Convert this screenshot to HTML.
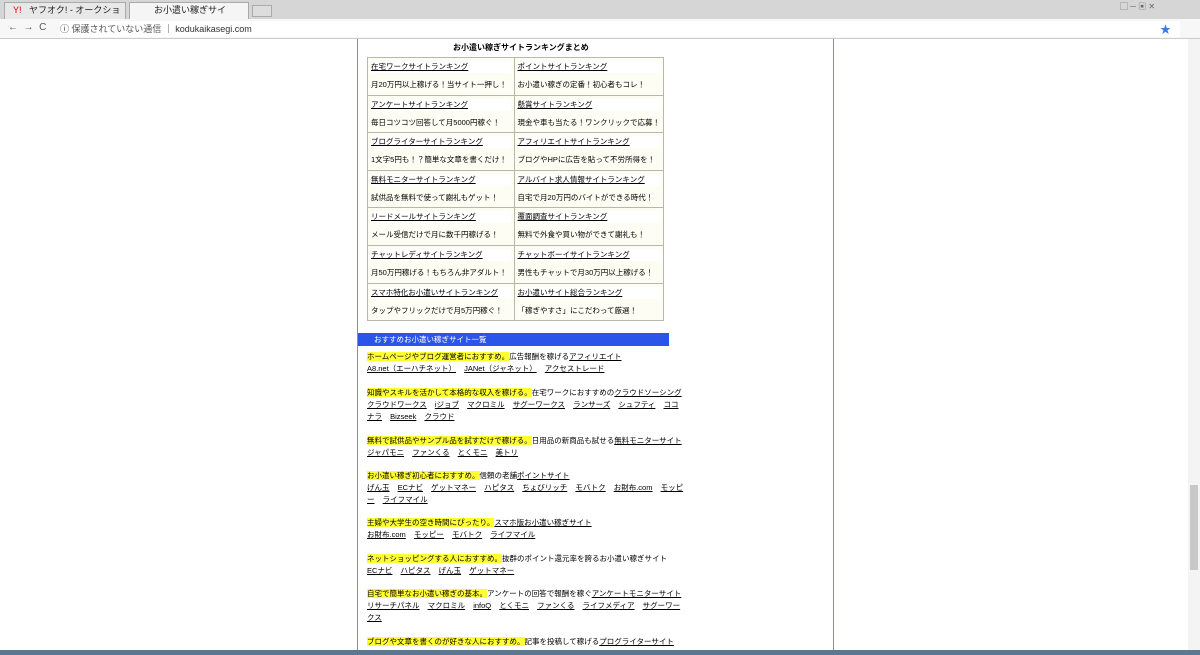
<!DOCTYPE html>
<html><head><meta charset="utf-8"><style>
*{margin:0;padding:0;box-sizing:border-box}
body{width:1200px;height:655px;overflow:hidden;background:#fff;font-family:"Liberation Sans","Noto Sans CJK JP",sans-serif;position:relative;color:#000}
.abs{position:absolute}
#tabs{left:0;top:0;width:1200px;height:19px;background:#d6d6d6}
.tab{top:2px;height:17px;background:#e8e8e8;border:1px solid #aaa;border-bottom:none;font-size:9px;line-height:15px;padding-left:24px;color:#222}
#addr{left:0;top:19px;width:1200px;height:20px;background:#f7f7f7;border-bottom:1px solid #ccc}
#omni{left:60px;top:21px;width:1120px;height:16px;background:#fff;font-size:9px;line-height:16px;color:#333}
.page{left:357px;top:39px;width:477px;height:612px;border-left:1px solid #8888bb;border-right:1px solid #8888bb}
.t{font-size:7.5px;line-height:12px;white-space:nowrap}
u{text-decoration:underline}
.hl{background:#ffff33}
table{position:absolute;left:367px;top:57px;width:297px;border-collapse:collapse;}
td{border:1px solid #b8b8a8;width:50%;height:37.6px;padding:0 3px;font-size:7.5px;line-height:12px;vertical-align:top;background:#fdfdf4;white-space:nowrap}
td div:first-child{margin-top:3px;background:#fff}
td div+div{margin-top:6px}
.sec{left:367px;width:340px;font-size:7.5px;line-height:12px;white-space:nowrap}
.sec u{margin-right:6px}
</style></head><body>
<div id="tabs" class="abs"></div>
<div class="abs tab" style="left:4px;width:122px"><span style="color:#d00;position:absolute;left:8px">Y!</span>ヤフオク! - オークショ ×</div>
<div class="abs tab" style="left:129px;width:120px;background:#f5f5f5">お小遣い稼ぎサイト.com ×</div>
<div class="abs" style="left:252px;top:5px;width:20px;height:12px;border:1px solid #aaa;background:#ddd"></div>
<div class="abs" style="left:1120px;top:1px;width:75px;height:12px;font-size:8px;color:#666">▢ ─ ▣ ✕</div>
<div id="addr" class="abs"></div>
<div class="abs" style="left:8px;top:22px;font-size:10px;color:#555">←&nbsp;&nbsp;→&nbsp;&nbsp;C</div>
<div id="omni" class="abs">ⓘ <span style="color:#555">保護されていない通信</span> ｜ kodukaikasegi.com</div>
<div class="abs" style="left:1160px;top:21px;font-size:11px;color:#3b7be8">★</div>
<div class="abs page"></div>
<div class="abs t" style="left:453px;top:42px;font-weight:bold;font-size:8px">お小遣い稼ぎサイトランキングまとめ</div>
<table>
<tr><td><div><u>在宅ワークサイトランキング</u></div><div>月20万円以上稼げる！当サイト一押し！</div></td><td><div><u>ポイントサイトランキング</u></div><div>お小遣い稼ぎの定番！初心者もコレ！</div></td></tr>
<tr><td><div><u>アンケートサイトランキング</u></div><div>毎日コツコツ回答して月5000円稼ぐ！</div></td><td><div><u>懸賞サイトランキング</u></div><div>現金や車も当たる！ワンクリックで応募！</div></td></tr>
<tr><td><div><u>ブログライターサイトランキング</u></div><div>1文字5円も！？簡単な文章を書くだけ！</div></td><td><div><u>アフィリエイトサイトランキング</u></div><div>ブログやHPに広告を貼って不労所得を！</div></td></tr>
<tr><td><div><u>無料モニターサイトランキング</u></div><div>試供品を無料で使って謝礼もゲット！</div></td><td><div><u>アルバイト求人情報サイトランキング</u></div><div>自宅で月20万円のバイトができる時代！</div></td></tr>
<tr><td><div><u>リードメールサイトランキング</u></div><div>メール受信だけで月に数千円稼げる！</div></td><td><div><u>覆面調査サイトランキング</u></div><div>無料で外食や買い物ができて謝礼も！</div></td></tr>
<tr><td><div><u>チャットレディサイトランキング</u></div><div>月50万円稼げる！もちろん非アダルト！</div></td><td><div><u>チャットボーイサイトランキング</u></div><div>男性もチャットで月30万円以上稼げる！</div></td></tr>
<tr><td><div><u>スマホ特化お小遣いサイトランキング</u></div><div>タップやフリックだけで月5万円稼ぐ！</div></td><td><div><u>お小遣いサイト総合ランキング</u></div><div>「稼ぎやすさ」にこだわって厳選！</div></td></tr>
</table>
<div class="abs" style="left:358px;top:333px;width:311px;height:13px;background:#2a55e8;color:#fff;font-size:7.5px;line-height:13px;padding-left:16px">おすすめお小遣い稼ぎサイト一覧</div>
<div class="abs sec" style="top:351px"><span class="hl">ホームページやブログ運営者におすすめ。</span>広告報酬を稼げる<u>アフィリエイト</u><br><u>A8.net（エーハチネット）</u> <u>JANet（ジャネット）</u> <u>アクセストレード</u></div>
<div class="abs sec" style="top:387px"><span class="hl">知識やスキルを活かして本格的な収入を稼げる。</span>在宅ワークにおすすめの<u>クラウドソーシング</u><br><u>クラウドワークス</u> <u>iジョブ</u> <u>マクロミル</u> <u>サグーワークス</u> <u>ランサーズ</u> <u>シュフティ</u> <u>ココ</u><br><u>ナラ</u> <u>Bizseek</u> <u>クラウド</u></div>
<div class="abs sec" style="top:435px"><span class="hl">無料で試供品やサンプル品を試すだけで稼げる。</span>日用品の新商品も試せる<u>無料モニターサイト</u><br><u>ジャパモニ</u> <u>ファンくる</u> <u>とくモニ</u> <u>美トリ</u></div>
<div class="abs sec" style="top:470px"><span class="hl">お小遣い稼ぎ初心者におすすめ。</span>信頼の老舗<u>ポイントサイト</u><br><u>げん玉</u> <u>ECナビ</u> <u>ゲットマネー</u> <u>ハピタス</u> <u>ちょびリッチ</u> <u>モバトク</u> <u>お財布.com</u> <u>モッピ</u><br><u>ー</u> <u>ライフマイル</u></div>
<div class="abs sec" style="top:517px"><span class="hl">主婦や大学生の空き時間にぴったり。</span><u>スマホ版お小遣い稼ぎサイト</u><br><u>お財布.com</u> <u>モッピー</u> <u>モバトク</u> <u>ライフマイル</u></div>
<div class="abs sec" style="top:553px"><span class="hl">ネットショッピングする人におすすめ。</span>抜群のポイント還元率を誇るお小遣い稼ぎサイト<br><u>ECナビ</u> <u>ハピタス</u> <u>げん玉</u> <u>ゲットマネー</u></div>
<div class="abs sec" style="top:588px"><span class="hl">自宅で簡単なお小遣い稼ぎの基本。</span>アンケートの回答で報酬を稼ぐ<u>アンケートモニターサイト</u><br><u>リサーチパネル</u> <u>マクロミル</u> <u>infoQ</u> <u>とくモニ</u> <u>ファンくる</u> <u>ライフメディア</u> <u>サグーワー</u><br><u>クス</u></div>
<div class="abs sec" style="top:636px"><span class="hl">ブログや文章を書くのが好きな人におすすめ。</span>記事を投稿して稼げる<u>プログライターサイト</u></div>
<div class="abs" style="left:1188px;top:39px;width:12px;height:612px;background:#f4f4f4"></div>
<div class="abs" style="left:1190px;top:485px;width:8px;height:85px;background:#c8c8c8"></div>
<div class="abs" style="left:0;top:650px;width:1200px;height:5px;background:#5a7894"></div>
</body></html>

### Exercise task
Word for word, quote the lines above. Omit the pictures.

### Response
Convert this screenshot to HTML.
<!DOCTYPE html>
<html><head><meta charset="utf-8"><style>
*{margin:0;padding:0;box-sizing:border-box}
body{width:1200px;height:655px;overflow:hidden;background:#fff;font-family:"Liberation Sans","Noto Sans CJK JP",sans-serif;position:relative;color:#000}
.abs{position:absolute}
#tabs{left:0;top:0;width:1200px;height:19px;background:#d6d6d6}
.tab{top:2px;height:17px;background:#e8e8e8;border:1px solid #aaa;border-bottom:none;font-size:9px;line-height:15px;padding-left:24px;color:#222}
#addr{left:0;top:19px;width:1200px;height:20px;background:#f7f7f7;border-bottom:1px solid #ccc}
#omni{left:60px;top:21px;width:1120px;height:16px;background:#fff;font-size:9px;line-height:16px;color:#333}
.page{left:357px;top:39px;width:477px;height:612px;border-left:1px solid #8888bb;border-right:1px solid #8888bb}
.t{font-size:7.5px;line-height:12px;white-space:nowrap}
u{text-decoration:underline}
.hl{background:#ffff33}
table{position:absolute;left:367px;top:57px;width:297px;border-collapse:collapse;}
td{border:1px solid #b8b8a8;width:50%;height:37.6px;padding:0 3px;font-size:7.5px;line-height:12px;vertical-align:top;background:#fdfdf4;white-space:nowrap}
td div:first-child{margin-top:3px;background:#fff}
td div+div{margin-top:6px}
.sec{left:367px;width:340px;font-size:7.5px;line-height:12px;white-space:nowrap}
.sec u{margin-right:6px}
</style></head><body>
<div id="tabs" class="abs"></div>
<div class="abs tab" style="left:4px;width:122px"><span style="color:#d00;position:absolute;left:8px">Y!</span>ヤフオク! - オークショ ×</div>
<div class="abs tab" style="left:129px;width:120px;background:#f5f5f5">お小遣い稼ぎサイト.com ×</div>
<div class="abs" style="left:252px;top:5px;width:20px;height:12px;border:1px solid #aaa;background:#ddd"></div>
<div class="abs" style="left:1120px;top:1px;width:75px;height:12px;font-size:8px;color:#666">▢ ─ ▣ ✕</div>
<div id="addr" class="abs"></div>
<div class="abs" style="left:8px;top:22px;font-size:10px;color:#555">←&nbsp;&nbsp;→&nbsp;&nbsp;C</div>
<div id="omni" class="abs">ⓘ <span style="color:#555">保護されていない通信</span> ｜ kodukaikasegi.com</div>
<div class="abs" style="left:1160px;top:21px;font-size:11px;color:#3b7be8">★</div>
<div class="abs page"></div>
<div class="abs t" style="left:453px;top:42px;font-weight:bold;font-size:8px">お小遣い稼ぎサイトランキングまとめ</div>
<table>
<tr><td><div><u>在宅ワークサイトランキング</u></div><div>月20万円以上稼げる！当サイト一押し！</div></td><td><div><u>ポイントサイトランキング</u></div><div>お小遣い稼ぎの定番！初心者もコレ！</div></td></tr>
<tr><td><div><u>アンケートサイトランキング</u></div><div>毎日コツコツ回答して月5000円稼ぐ！</div></td><td><div><u>懸賞サイトランキング</u></div><div>現金や車も当たる！ワンクリックで応募！</div></td></tr>
<tr><td><div><u>ブログライターサイトランキング</u></div><div>1文字5円も！？簡単な文章を書くだけ！</div></td><td><div><u>アフィリエイトサイトランキング</u></div><div>ブログやHPに広告を貼って不労所得を！</div></td></tr>
<tr><td><div><u>無料モニターサイトランキング</u></div><div>試供品を無料で使って謝礼もゲット！</div></td><td><div><u>アルバイト求人情報サイトランキング</u></div><div>自宅で月20万円のバイトができる時代！</div></td></tr>
<tr><td><div><u>リードメールサイトランキング</u></div><div>メール受信だけで月に数千円稼げる！</div></td><td><div><u>覆面調査サイトランキング</u></div><div>無料で外食や買い物ができて謝礼も！</div></td></tr>
<tr><td><div><u>チャットレディサイトランキング</u></div><div>月50万円稼げる！もちろん非アダルト！</div></td><td><div><u>チャットボーイサイトランキング</u></div><div>男性もチャットで月30万円以上稼げる！</div></td></tr>
<tr><td><div><u>スマホ特化お小遣いサイトランキング</u></div><div>タップやフリックだけで月5万円稼ぐ！</div></td><td><div><u>お小遣いサイト総合ランキング</u></div><div>「稼ぎやすさ」にこだわって厳選！</div></td></tr>
</table>
<div class="abs" style="left:358px;top:333px;width:311px;height:13px;background:#2a55e8;color:#fff;font-size:7.5px;line-height:13px;padding-left:16px">おすすめお小遣い稼ぎサイト一覧</div>
<div class="abs sec" style="top:351px"><span class="hl">ホームページやブログ運営者におすすめ。</span>広告報酬を稼げる<u>アフィリエイト</u><br><u>A8.net（エーハチネット）</u> <u>JANet（ジャネット）</u> <u>アクセストレード</u></div>
<div class="abs sec" style="top:387px"><span class="hl">知識やスキルを活かして本格的な収入を稼げる。</span>在宅ワークにおすすめの<u>クラウドソーシング</u><br><u>クラウドワークス</u> <u>iジョブ</u> <u>マクロミル</u> <u>サグーワークス</u> <u>ランサーズ</u> <u>シュフティ</u> <u>ココ</u><br><u>ナラ</u> <u>Bizseek</u> <u>クラウド</u></div>
<div class="abs sec" style="top:435px"><span class="hl">無料で試供品やサンプル品を試すだけで稼げる。</span>日用品の新商品も試せる<u>無料モニターサイト</u><br><u>ジャパモニ</u> <u>ファンくる</u> <u>とくモニ</u> <u>美トリ</u></div>
<div class="abs sec" style="top:470px"><span class="hl">お小遣い稼ぎ初心者におすすめ。</span>信頼の老舗<u>ポイントサイト</u><br><u>げん玉</u> <u>ECナビ</u> <u>ゲットマネー</u> <u>ハピタス</u> <u>ちょびリッチ</u> <u>モバトク</u> <u>お財布.com</u> <u>モッピ</u><br><u>ー</u> <u>ライフマイル</u></div>
<div class="abs sec" style="top:517px"><span class="hl">主婦や大学生の空き時間にぴったり。</span><u>スマホ版お小遣い稼ぎサイト</u><br><u>お財布.com</u> <u>モッピー</u> <u>モバトク</u> <u>ライフマイル</u></div>
<div class="abs sec" style="top:553px"><span class="hl">ネットショッピングする人におすすめ。</span>抜群のポイント還元率を誇るお小遣い稼ぎサイト<br><u>ECナビ</u> <u>ハピタス</u> <u>げん玉</u> <u>ゲットマネー</u></div>
<div class="abs sec" style="top:588px"><span class="hl">自宅で簡単なお小遣い稼ぎの基本。</span>アンケートの回答で報酬を稼ぐ<u>アンケートモニターサイト</u><br><u>リサーチパネル</u> <u>マクロミル</u> <u>infoQ</u> <u>とくモニ</u> <u>ファンくる</u> <u>ライフメディア</u> <u>サグーワー</u><br><u>クス</u></div>
<div class="abs sec" style="top:636px"><span class="hl">ブログや文章を書くのが好きな人におすすめ。</span>記事を投稿して稼げる<u>プログライターサイト</u></div>
<div class="abs" style="left:1188px;top:39px;width:12px;height:612px;background:#f4f4f4"></div>
<div class="abs" style="left:1190px;top:485px;width:8px;height:85px;background:#c8c8c8"></div>
<div class="abs" style="left:0;top:650px;width:1200px;height:5px;background:#5a7894"></div>
</body></html>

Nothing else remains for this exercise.